Steampunk has pretty much nothing in common with it — except for the name, coined by science fiction writer K.W. Jeter.

According to Wikipedia (not always a reliable source, but trustworthy when it comes to all things geeky), Jeter wanted a general term for four concurrent novels set in the 19th century and imitating the conventions of early SF writers like H.G. Wells and Jules Verne: The Anubis Gates by Tim Powers, Homunculus by James Blaylock, and Jeter’s own Morlock Night and Infernal Devices.

In a letter to the SF newsmagazine Locus, Jeter wrote, “Personally, I think Victorian fantasies are going to be the next big thing, as long as we can come up with a fitting collective term . . . something based on the appropriate technology of the era; like ‘steampunks,’ perhaps . . . ”

His prediction proved perspicacious: in 1990 cyberpunk writers William Gibson and Bruce Sterling wrote The Difference Engine, about an alternate Victorian era in which the steam-powered mechanical computer proposed by Ada Lovelace and Charles Babbage was actually built, and ushered in the information age a century early.

None of these novels were actually the first of this sub-genre, though.

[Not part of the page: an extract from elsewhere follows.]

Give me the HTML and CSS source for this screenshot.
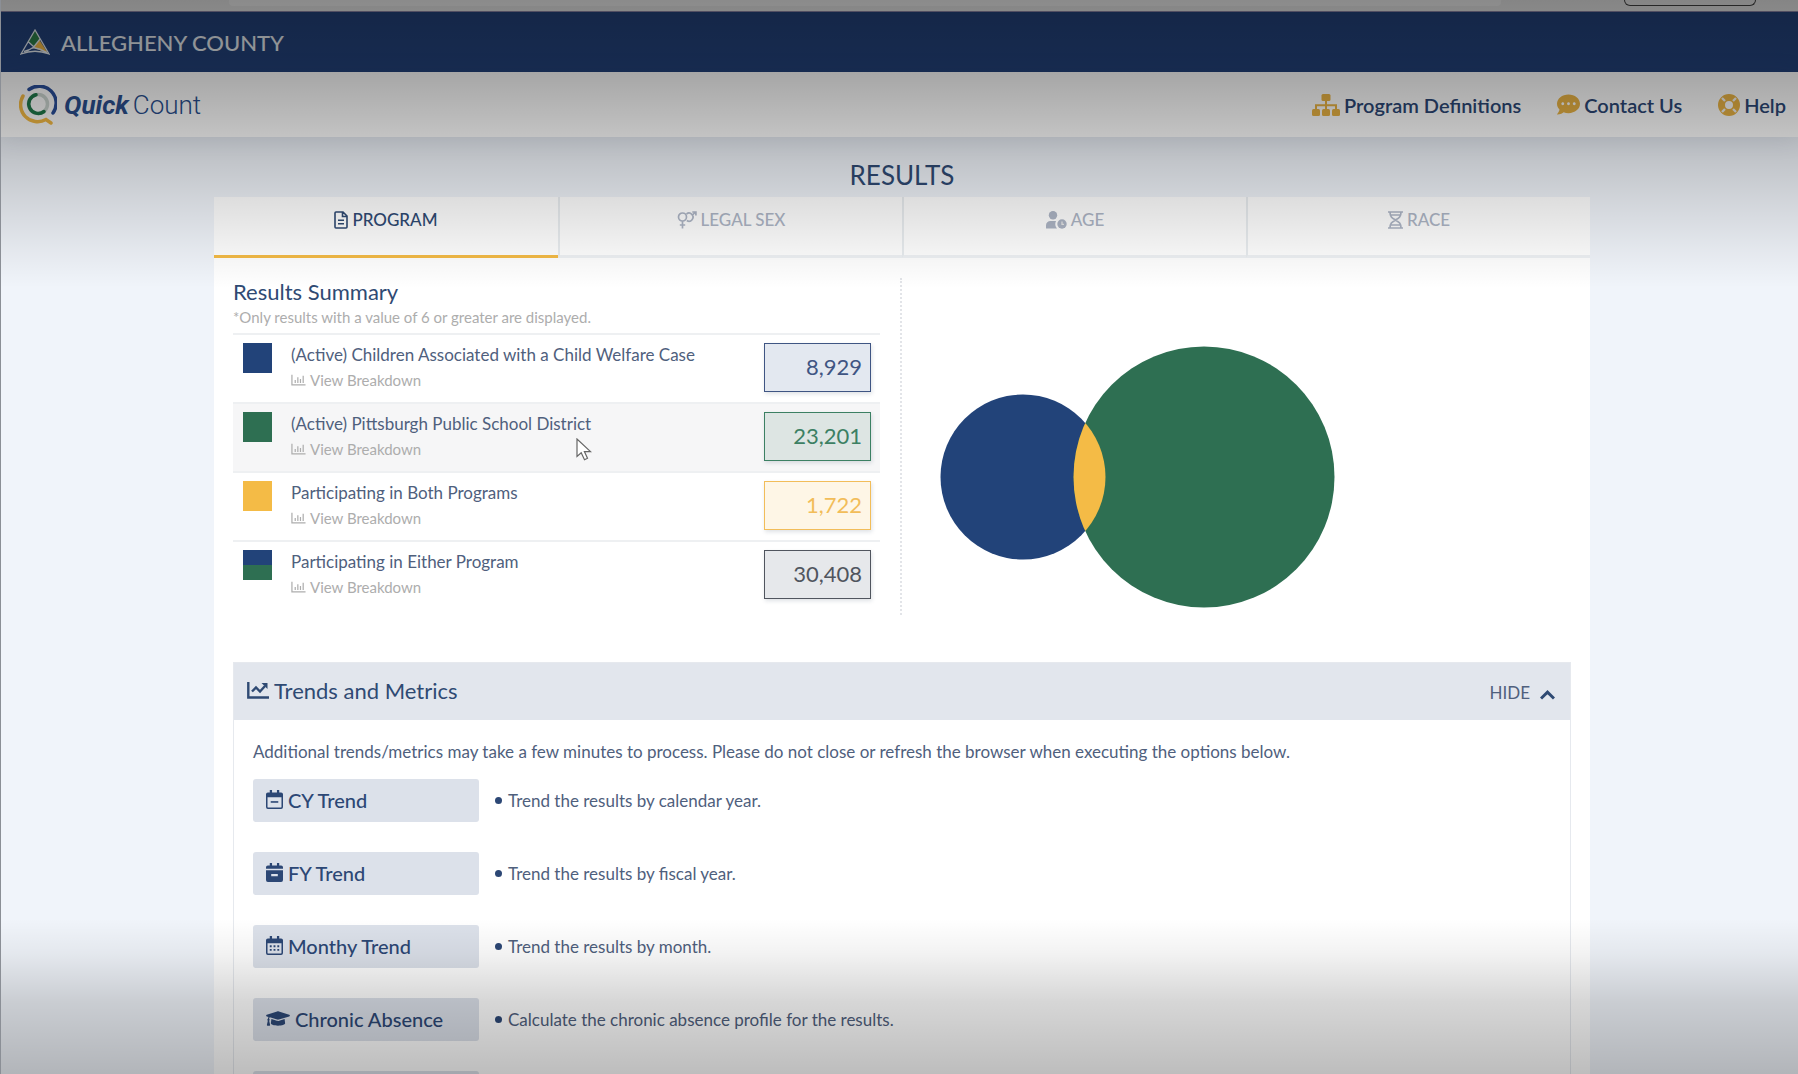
FILE: index.html
```html
<!DOCTYPE html>
<html lang="en">
<head>
<meta charset="utf-8">
<title>Quick Count - Results</title>
<link rel="stylesheet" href="styles.css">
</head>
<body>
<svg class="sprite" aria-hidden="true">
  <symbol id="chart-bar" viewBox="0 0 16 12">
    <path d="M1 .5V11.2H15.5M4.5 6V9.2M7.3 3V9.2M10.1 5V9.2M13 1.5V9.2" fill="none" stroke="currentColor" stroke-width="1.3"/>
  </symbol>
  <symbol id="calendar-frame" viewBox="0 0 18 20">
    <path d="M4 0h2.4v2.5h5.2V0H14v2.5h2A2 2 0 0 1 18 4.500V18a2 2 0 0 1-2 2H2a2 2 0 0 1-2-2V4.500a2 2 0 0 1 2-2h2zM1.600 7.500v10.400c0 .3.200.5.500.5h13.800c.3 0 .5-.2.500-.5V7.500z" fill="currentColor" fill-rule="evenodd"/>
  </symbol>
</svg>

<div class="page">
  <div class="browser-bar">
    <div class="address"></div>
    <div class="pill"></div>
  </div>

  <header>
    <div class="county">
      <svg class="county-logo" viewBox="0 0 30 26" aria-hidden="true">
        <path d="M15 1 8.500 12 14 17.500 20 10z" fill="#2e8049"/>
        <path d="M19.500 11 13 18.500 28 24.500z" fill="#f5bb45"/>
        <path d="M15 1 1 25Q15 19.500 29 25zM8 12.500 14 18M20 10 12.500 19.500M4 22.500Q9 21.500 13 18.500 20 19.500 27 23.500" fill="none" stroke="#e8edf2" stroke-width="1.300"/>
      </svg>
      <span>ALLEGHENY COUNTY</span>
    </div>
    <div class="site">
      <a class="brand" href="#">
        <svg class="brand-logo" viewBox="0 0 38 40" fill="none" stroke-linecap="round" aria-hidden="true">
          <path d="M10 4.500A17 17 0 0 1 34 28" stroke="#2a4f9b" stroke-width="3.500"/>
          <path d="M4 11A17 17 0 0 0 27 34.500L32 38" stroke="#f5bb45" stroke-width="3.500"/>
          <circle cx="19" cy="19" r="9.500" stroke="#ced8d3" stroke-width="3.500"/>
          <path d="M17 9.700A9.500 9.500 0 1 0 25 26.500" stroke="#1f7a4a" stroke-width="3.500"/>
        </svg>
        <span class="wordmark"><b>Quick</b><span>Count</span></span>
      </a>
      <nav>
        <a href="#">
          <svg width="28" height="22" viewBox="0 0 28 22" fill="currentColor" aria-hidden="true">
            <rect x="9.500" y="0" width="9" height="7" rx="1.500"/><rect x="0" y="15" width="8" height="7" rx="1.500"/><rect x="10" y="15" width="8" height="7" rx="1.500"/><rect x="20" y="15" width="8" height="7" rx="1.500"/>
            <path d="M4 16V11.200H24V16M14 6V16" fill="none" stroke="currentColor" stroke-width="2"/>
          </svg>
          <span>Program Definitions</span></a>
        <a href="#">
          <svg width="23" height="23" viewBox="0 0 512 512" fill="currentColor" aria-hidden="true"><path d="M256 32C114.600 32 0 125.100 0 240c0 49.600 21.400 95 57 130.700C44.500 421.100 2.700 466 2.200 466.500c-2.200 2.300-2.800 5.700-1.500 8.700S4.800 480 8 480c66.300 0 116-31.800 140.600-51.400 32.700 12.300 69 19.400 107.400 19.400 141.400 0 256-93.100 256-208S397.400 32 256 32zM128 272c-17.700 0-32-14.300-32-32s14.300-32 32-32 32 14.300 32 32-14.300 32-32 32zm128 0c-17.700 0-32-14.300-32-32s14.300-32 32-32 32 14.300 32 32-14.300 32-32 32zm128 0c-17.700 0-32-14.300-32-32s14.300-32 32-32 32 14.300 32 32-14.300 32-32 32z"/></svg>
          <span>Contact Us</span></a>
        <a href="#">
          <svg width="22" height="22" viewBox="0 0 22 22" fill="none" aria-hidden="true"><circle cx="11" cy="11" r="7.500" stroke="currentColor" stroke-width="7"/><path d="M4 4 7 7M18 4 15 7M4 18 7 15M18 18 15 15" stroke="#f4f4f4" stroke-width="2.400"/></svg>
          <span>Help</span></a>
      </nav>
    </div>
  </header>

  <main>
    <h1>RESULTS</h1>
    <div class="tabs" role="tablist">
      <button class="tab active" role="tab" aria-selected="true">
        <svg width="14" height="18" viewBox="0 0 14 18" fill="none" stroke="currentColor" stroke-width="1.600" aria-hidden="true"><path d="M2 1H9L13 5V16a1 1 0 0 1-1 1H2a1 1 0 0 1-1-1V2a1 1 0 0 1 1-1zM8.500 1V5.500H13M4 9.300H10M4 12.800H10"/></svg>PROGRAM</button>
      <button class="tab" role="tab" aria-selected="false">
        <svg width="20" height="18" viewBox="0 0 20 18" fill="none" stroke="currentColor" stroke-width="1.700" aria-hidden="true"><circle cx="5.500" cy="6" r="4"/><path d="M5.500 10V17.500M2.800 14H8.200M9.500 3A4 4 0 1 1 9.800 9.500M15 4.500 18.500 1M15.300 1H18.900V4.500"/></svg>LEGAL SEX</button>
      <button class="tab" role="tab" aria-selected="false">
        <svg width="21" height="18" viewBox="0 0 21 18" aria-hidden="true"><circle cx="7" cy="4.300" r="4.200" fill="currentColor"/><path d="M0 17.500V14.500C0 11.500 2 10 4.500 10h5.500a7 7 0 0 0 1 7.500z" fill="currentColor"/><circle cx="16" cy="13" r="4.700" fill="currentColor"/><path d="M16 10.500V13.300H18" fill="none" stroke="#e8e8e8" stroke-width="1.300"/></svg>AGE</button>
      <button class="tab" role="tab" aria-selected="false">
        <svg width="15" height="18" viewBox="0 0 15 18" fill="none" stroke="currentColor" stroke-width="1.700" aria-hidden="true"><path d="M0 1H15M0 17H15M2 1C2 6 4 7 7.500 9 11 11 13 12 13 17M13 1C13 6 11 7 7.500 9 4 11 2 12 2 17M3 4H12M3 14H12"/></svg>RACE</button>
    </div>

    <section class="panel">
      <div class="overview">
        <div class="summary">
          <h2>Results Summary</h2>
          <p class="note">*Only results with a value of 6 or greater are displayed.</p>
          <ul class="rows">
            <li>
              <span class="swatch blue"></span>
              <div class="label"><span>(Active) Children Associated with a Child Welfare Case</span>
                <a href="#"><svg width="15" height="12" aria-hidden="true"><use href="#chart-bar"/></svg>View Breakdown</a></div>
              <span class="value blue">8,929</span>
            </li>
            <li class="hovered">
              <span class="swatch green"></span>
              <div class="label"><span>(Active) Pittsburgh Public School District</span>
                <a href="#"><svg width="15" height="12" aria-hidden="true"><use href="#chart-bar"/></svg>View Breakdown</a></div>
              <span class="value green">23,201</span>
              <svg class="cursor" viewBox="0 0 16 23" aria-hidden="true"><path d="M1 1V18.500L5.200 14.800 8.500 21.800 11.500 20.300 8.400 13.600H14.500z" fill="#fff" stroke="#666" stroke-width="1.200"/></svg>
            </li>
            <li>
              <span class="swatch gold"></span>
              <div class="label"><span>Participating in Both Programs</span>
                <a href="#"><svg width="15" height="12" aria-hidden="true"><use href="#chart-bar"/></svg>View Breakdown</a></div>
              <span class="value gold">1,722</span>
            </li>
            <li>
              <span class="swatch either"></span>
              <div class="label"><span>Participating in Either Program</span>
                <a href="#"><svg width="15" height="12" aria-hidden="true"><use href="#chart-bar"/></svg>View Breakdown</a></div>
              <span class="value gray">30,408</span>
            </li>
          </ul>
        </div>
        <div class="venn">
          <svg width="396" height="262" viewBox="0 0 396 262" role="img" aria-label="Overlap of both programs">
            <defs><clipPath id="left-set"><circle cx="83" cy="131" r="82.500"/></clipPath></defs>
            <circle cx="83" cy="131" r="82.500" fill="#224379"/>
            <circle cx="264" cy="131" r="130.500" fill="#2e6f52"/>
            <circle cx="264" cy="131" r="130.500" fill="#f4bb46" clip-path="url(#left-set)"/>
          </svg>
        </div>
      </div>

      <div class="trends">
        <div class="trends-head">
          <h2><svg width="22" height="17" viewBox="0 0 22 17" fill="none" stroke="currentColor" aria-hidden="true"><path d="M1.300 0V15.500H22" stroke-width="2.400"/><path d="M5 9.500 9 5.500 13 9.500 18 4" stroke-width="2.400"/><path d="M14.500 1H20.500V7z" fill="currentColor" stroke="none"/></svg>Trends and Metrics</h2>
          <button class="toggle">HIDE<svg width="15" height="14" viewBox="0 0 15 14" fill="none" stroke="currentColor" stroke-width="3" aria-hidden="true"><path d="M1 12.500 7.500 6.200 14 12.500"/></svg></button>
        </div>
        <div class="trends-body">
          <p>Additional trends/metrics may take a few minutes to process. Please do not close or refresh the browser when executing the options below.</p>
          <div class="option">
            <button><svg width="17" height="19" viewBox="0 0 18 20" aria-hidden="true"><use href="#calendar-frame" width="18" height="20"/><path d="M5 12.600H13" stroke="currentColor" stroke-width="1.700"/></svg>CY Trend</button>
            <span class="desc">Trend the results by calendar year.</span>
          </div>
          <div class="option">
            <button><svg width="17" height="19" viewBox="0 0 18 20" aria-hidden="true"><path d="M4 0h2.400v2.500h5.200V0H14v2.500h2a2 2 0 0 1 2 2V6H0V4.500a2 2 0 0 1 2-2h2zM0 7.500h18V18a2 2 0 0 1-2 2H2a2 2 0 0 1-2-2zM5.500 11.500v2.600h7v-2.600z" fill="currentColor" fill-rule="evenodd"/></svg>FY Trend</button>
            <span class="desc">Trend the results by fiscal year.</span>
          </div>
          <div class="option">
            <button><svg width="17" height="19" viewBox="0 0 18 20" aria-hidden="true"><use href="#calendar-frame" width="18" height="20"/><path d="M4 10.800H14M4 14.600H14" stroke="currentColor" stroke-width="2" stroke-dasharray="2 2"/></svg>Monthy Trend</button>
            <span class="desc">Trend the results by month.</span>
          </div>
          <div class="option">
            <button><svg width="24" height="19" viewBox="0 0 640 512" fill="currentColor" aria-hidden="true"><path d="M622.340 153.200L343.400 67.500c-15.200-4.670-31.600-4.670-46.790 0L17.660 153.200c-23.540 7.230-23.540 38.360 0 45.590l48.630 14.940c-10.670 13.190-17.230 29.280-17.880 46.900C38.780 266.150 32 276.110 32 288c0 10.780 5.680 19.850 13.860 25.650L20.330 428.530C18.110 438.520 25.710 448 35.940 448h56.110c10.240 0 17.840-9.480 15.620-19.470L82.140 313.650C90.320 307.850 96 298.780 96 288c0-11.570-6.470-21.250-15.660-26.870.760-15.020 8.440-28.300 20.690-36.720L296.600 284.500c9.060 2.780 26.440 6.250 46.790 0l278.950-85.700c23.550-7.240 23.550-38.360 0-45.600zM352.790 315.090c-28.530 8.760-52.840 3.920-65.590 0l-145.020-44.550L128 384c0 35.350 85.960 64 192 64s192-28.650 192-64l-14.180-113.470-145.030 44.560z"/></svg>Chronic Absence</button>
            <span class="desc">Calculate the chronic absence profile for the results.</span>
          </div>
          <div class="option"><button aria-label="More"></button></div>
        </div>
      </div>
    </section>
  </main>
  <div class="shade"></div>
</div>
</body>
</html>
```

FILE: styles.css
```css
* { box-sizing: border-box; }

body {
  margin: 0;
  font-family: Lato, "Liberation Sans", sans-serif;
  font-size: 16px;
  color: #4f607d;
}

h1, h2, p, ul { margin: 0; padding: 0; font-weight: 400; }
button { font: inherit; color: inherit; border: 0; background: none; padding: 0; }
a { color: inherit; text-decoration: none; }
svg { flex: none; }
.sprite { position: absolute; width: 0; height: 0; }

.page {
  position: relative;
  height: 100vh;
  overflow: hidden;
  background: #f0f4fa;
  border-left: 1px solid #8b8f96;
}

/* dimming at the top and bottom edges */
.shade {
  position: absolute;
  inset: 0;
  pointer-events: none;
  background:
    linear-gradient(rgba(0,0,0,.43), rgba(0,0,0,.35) 72px, rgba(0,0,0,.24) 135px, rgba(0,0,0,.13) 200px, rgba(0,0,0,.05) 250px, transparent 288px),
    linear-gradient(to top, rgba(0,0,0,.26), rgba(0,0,0,.16) 72px, rgba(0,0,0,.05) 120px, transparent 155px);
}

.browser-bar {
  display: flex;
  justify-content: space-between;
  height: 12px;
  padding: 0 42px 0 228px;
  background: #eaeaea;
  border-bottom: 1px solid #8d88a8;
}
.address { width: 1272px; height: 6px; background: #f4f4f4; border-radius: 0 0 4px 4px; }
.pill { width: 132px; height: 6px; border: 1px solid #444; border-top: 0; border-radius: 0 0 14px 14px; }

.county {
  display: flex;
  align-items: center;
  gap: 11px;
  height: 60px;
  padding-left: 19px;
  background: #23427b;
  color: #e8edf2;
  font-size: 22px;
  font-weight: 500;
}
.county-logo { width: 30px; height: 26px; }

.site {
  display: flex;
  align-items: center;
  justify-content: space-between;
  height: 65px;
  padding: 0 12px 0 18px;
  background: #fff;
  box-shadow: 0 2px 24px rgba(40,60,90,.1);
}
.brand { display: flex; align-items: center; gap: 7px; }
.brand-logo { width: 38px; height: 40px; }
.wordmark { display: flex; gap: 4px; font-family: Roboto, sans-serif; font-size: 26px; font-weight: 300; color: #2a4f8f; }
.wordmark b { font-weight: 700; font-style: italic; }
nav { display: flex; gap: 36px; font-size: 20px; font-weight: 600; color: #2c4775; }
nav a { display: flex; align-items: center; gap: 4px; }
nav svg { color: #eab445; }

main { padding: 22px 208px 0 213px; }
h1 { text-align: center; font-size: 26px; line-height: 32px; margin-bottom: 6px; color: #2f4a73; }

.tabs { display: grid; grid-template-columns: repeat(4, 1fr); background: #fff; }
.tab {
  display: flex;
  justify-content: center;
  gap: 4px;
  height: 61px;
  padding-top: 14px;
  font-size: 17px;
  font-weight: 500;
  line-height: 18px;
  color: #adb5c5;
  border-bottom: 3px solid #eef1f4;
  border-left: 2px solid #e9edf0;
}
.tab.active { color: #2f4a73; border-bottom-color: #f4bb46; border-left: 0; }

.panel { background: #fff; padding: 20px 19px 40px; }
.overview { display: grid; grid-template-columns: 1fr 1fr; }
.summary { height: 337px; padding-right: 20px; border-right: 2px dotted #e2e4e8; }
.summary h2 { font-size: 22px; line-height: 28px; color: #2f4a73; }
.note { font-size: 15px; line-height: 22px; color: #adadad; margin-bottom: 5px; }
.rows { list-style: none; }
.rows li {
  position: relative;
  display: flex;
  height: 69px;
  padding: 8px 9px 0 10px;
  border-top: 2px solid #eef0f2;
}
.hovered { background: #f6f6f7; }
.swatch { width: 29px; height: 30px; margin-right: 19px; }
.swatch.blue { background: #224379; }
.swatch.green { background: #2e6f52; }
.swatch.gold { background: #f4bb46; }
.swatch.either { background: linear-gradient(#224379 50%, #2e6f52 50%); }
.label { flex: 1; font-size: 17px; line-height: 24px; }
.label span { display: block; }
.label a { display: flex; align-items: center; gap: 4px; font-size: 15px; line-height: 26px; color: #adadad; }
.value {
  width: 107px;
  height: 49px;
  padding-right: 8px;
  border: 1px solid;
  font-size: 22px;
  line-height: 45px;
  text-align: right;
  box-shadow: 1px 2px 4px rgba(40,60,90,.15);
}
.value.blue { color: #3f5583; background: #e3e8f0; }
.value.green { color: #3c8063; background: #dde5e3; }
.value.gold { color: #f2bd59; background: #fef6e6; }
.value.gray { color: #50555e; background: #e6e8eb; }
.cursor { position: absolute; left: 343px; top: 34px; width: 16px; height: 23px; }

.venn { padding: 68px 0 0 38px; }

.trends { margin-top: 47px; border: 1px solid #e6e9ee; }
.trends-head {
  display: flex;
  align-items: center;
  justify-content: space-between;
  height: 57px;
  padding: 0 15px 2px 13px;
  background: #e2e6ed;
}
.trends-head h2 { display: flex; align-items: center; gap: 5px; font-size: 22px; line-height: 26px; color: #2f4a73; }
.toggle { display: flex; align-items: center; gap: 10px; padding-top: 4px; font-size: 17px; }
.toggle svg { color: #2f4a73; }
.trends-body { padding: 20px 19px; font-size: 17px; }
.trends-body p { line-height: 24px; margin-bottom: 15px; }
.option { display: flex; align-items: center; gap: 16px; margin-bottom: 30px; }
.option button {
  display: flex;
  align-items: center;
  gap: 5px;
  width: 226px;
  height: 43px;
  padding: 0 0 2px 13px;
  background: #dce1ea;
  border-radius: 3px;
  font-size: 20px;
  font-weight: 500;
  color: #2c4775;
}
.desc { display: flex; align-items: center; gap: 6px; }
.desc::before { content: ""; width: 7px; height: 7px; border-radius: 50%; background: #2c4775; }
```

There had been many others with steampunkish elements before them, and who can forget the 1960s CBS TV series The Wild Wild West, featuring U.S. secret agent Jim West as a “James Bond on horseback,” armed with all kinds of technological tricks and gadgets and facing villains similarly equipped?

These days, there’s historical steampunk, set in a recognizable historical period, typically post-Industrial Revolution but pre-electricity, resulting in lots of steam-powered or clockwork gadgets; fantasy steampunk, incorporating both old-fashioned technology, but elements of magic (like Jeter’s Morlock Night, about an attempt by Merlin to bring back King Arthur to save 1892 Britain from an invasion by the Morlocks of H.G. Wells’s The Time Machine ), and future steampunk, set in a future whose technology developed in a different way, one that involves a lot more brass and rivets. (And airships! Nothing says steampunk like airships.)

Then there’s the sub-sub (possibly sub-sub-sub) genre of “gaslight romance” or “gaslight fantasy,” drawing inspiration from Dracula, Jekyll and Hyde, Jack the Ripper, and so forth.

Steampunk has shown remarkable staying power. Although we live in a cyberpunkish world where anonymous hackers regularly steal data, as a sub-genre cyberpunk is stuck on the blue screen of death, while steampunk chugs along undaunted.

Writing at the website SF Signal, Jeff Vandermeer, an editor and author who rarely writes steampunk himself but writes about it quite a bit, gave what I thought the best explanation: steampunk persists because it has become its own sub-culture, focused not just on fiction but on the aesthetic as a whole (hence those costumers mentioned at the beginning of the column).

When the boilers of steampunk fiction begin to lose pressure, the subculture stokes the fires again, so that, as Vandermeer writes, “The subculture reanimates the impulse to create steampunk fiction, the fiction energizes the subculture.”

The cross-pollination among websites, books, magazines, artists, sculptors and costumers creates an atmosphere in which “steampunk” books sell well . . . which encourages publishers to publish more steampunk books.

The result, says Vandermeer, is that “steampunk is rapidly creating a safe haven for very, very interesting material that might not otherwise enter the world through commercial publishers, or even through indie publishers . . . It isn’t the bleeding edge in terms of innovation in fiction by any means, but it is in general practical, more and more progressive, durable, and beautiful.”

And let’s face it, airships and goggles are cool. Which is why I have both in my next fantasy novel, Magebane (written under the pseudonym Lee Arthur Chane).

What can I say? Steampunk is in the air, and even I am not immune.